Forewords: 9/10 ~ The forewords itself was very good, I liked how it gave you a sneak-peek into the story, almost like an excerpt, and was attention-grabbing at the same time. One thing was the format. I think your actual foreword should have been laid out differently from your authors note at the bottom and the cast/intro at the top so that it’s clearer (ex. Double spacing just for the foreword and not for the rest of it)
Plot: 14/15 ~ This plot reminds me of movies that I’ve seen that have similar story lines (like ghost?) but I really liked the way you told it, I think it was great. I liked how I didn’t know she was actually dead until the last few sentences right before you told me; the element of surprise is always good in a story. I was sitting there, thinking “gosh Taemin is such a jerk” and then by the end of it I was crying. The characters Jinki, Chanchan, and Joolee could’ve been introduced a bit more because they seemed really random, like they just popped out of nowhere. I also wish you elaborated a little more in the end.
“She fell with him as he dove. He went head-first into the seas that had claimed her life. She protected him from a fate similar to hers.”
A little blunt, don’t you think? And wait, I thought she couldn’t touch him…
Originality: 18/20 ~ I’ve seen similar plots in both stories and movies before, the element of death and ghosts are prevalent in many stories, but I enjoyed how you told it overall. If you incorporated a little more detail in the story however, it would’ve made up for the lack of originality.

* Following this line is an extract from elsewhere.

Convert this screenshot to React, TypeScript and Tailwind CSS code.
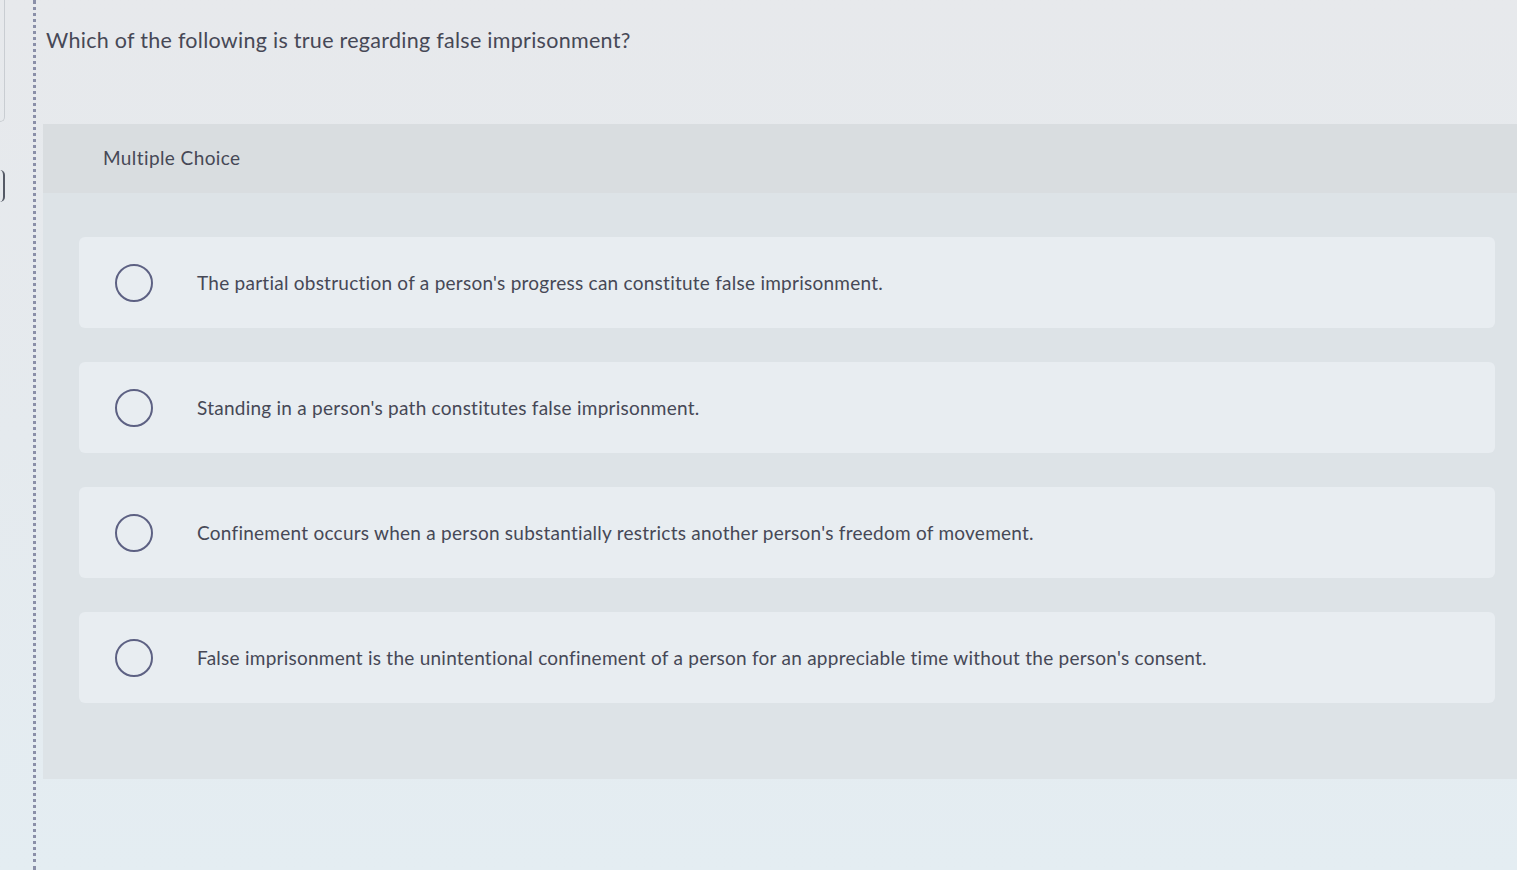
const OPTIONS = [
  "The partial obstruction of a person's progress can constitute false imprisonment.",
  "Standing in a person's path constitutes false imprisonment.",
  "Confinement occurs when a person substantially restricts another person's freedom of movement.",
  "False imprisonment is the unintentional confinement of a person for an appreciable time without the person's consent.",
];

export default function App() {
  return (
    <div className="min-h-screen flex bg-gradient-to-b from-[#e7e9ec] via-[#e5eaee] to-[#e4edf2] font-['Lato',sans-serif] text-[#464856]">
      {/* left edge strip */}
      <div className="w-[33px] flex flex-col">
        <div className="h-[122px] w-[5px] rounded-br-md border-r border-b border-[#c9cdd2]" />
        <div className="mt-[48px] h-[32px] w-[5px] rounded-r-full border-r-2 border-[#555a66]" />
      </div>
      <div className="border-l-[3px] border-dotted border-[#8a8fa8]" />

      <main className="flex-1 pl-[7px]">
        <h1 className="pl-[3px] pt-[26px] text-[21.5px] leading-[28px] tracking-[0.28px]">
          Which of the following is true regarding false imprisonment?
        </h1>

        <section className="mt-[70px] bg-[#dde3e7]">
          <div className="h-[69px] flex items-center pl-[60px] bg-[#d9dde0] text-[19px] tracking-[0.4px]">
            Multiple Choice
          </div>
          <div className="pl-[36px] pr-[22px] pt-[44px] pb-[76px] flex flex-col gap-[34px]">
            {OPTIONS.map((text) => (
              <div
                key={text}
                className="h-[91px] flex items-center pl-[36px] rounded-md bg-[#e8edf1]"
              >
                <span className="w-[38px] h-[38px] shrink-0 rounded-full border-2 border-[#5d6183]" />
                <span className="ml-[44px] pt-[2px] text-[19px] tracking-[0.25px]">{text}</span>
              </div>
            ))}
          </div>
        </section>
      </main>
    </div>
  );
}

Grammar/Spelling/Punctuation/Vocabulary: 13/15 ~ The spelling and vocabulary was very good, I liked your choice of words. There were some issues with punctuation:
“As she disappeared into oblivion, Yunni looked at Taemin again, calling his name, and confessing her love to him for the last time.”
There are a lot of unnecessary commas in there and wrong tenses; “confessing” should be “confessed.” I think you’ll find a few of these punctuation and grammar mistakes throughout the story.
Detail: 3/5 ~ One major thing that was lacking from this story was detail. I understand that it’s a oneshot so you don’t want it to be too long but much more detail could have been incorporated into the length that you were working with easily and would’ve added so much more to the story.
Writing Style: 9/10 ~ The double spacing got tiring after awhile. There would’ve been A LOT of run-on sentences had you left out the double spacing and while it does give the story a movie-script/dialogue feel to it, too much makes it look like you’re trying to cover up the sentence format.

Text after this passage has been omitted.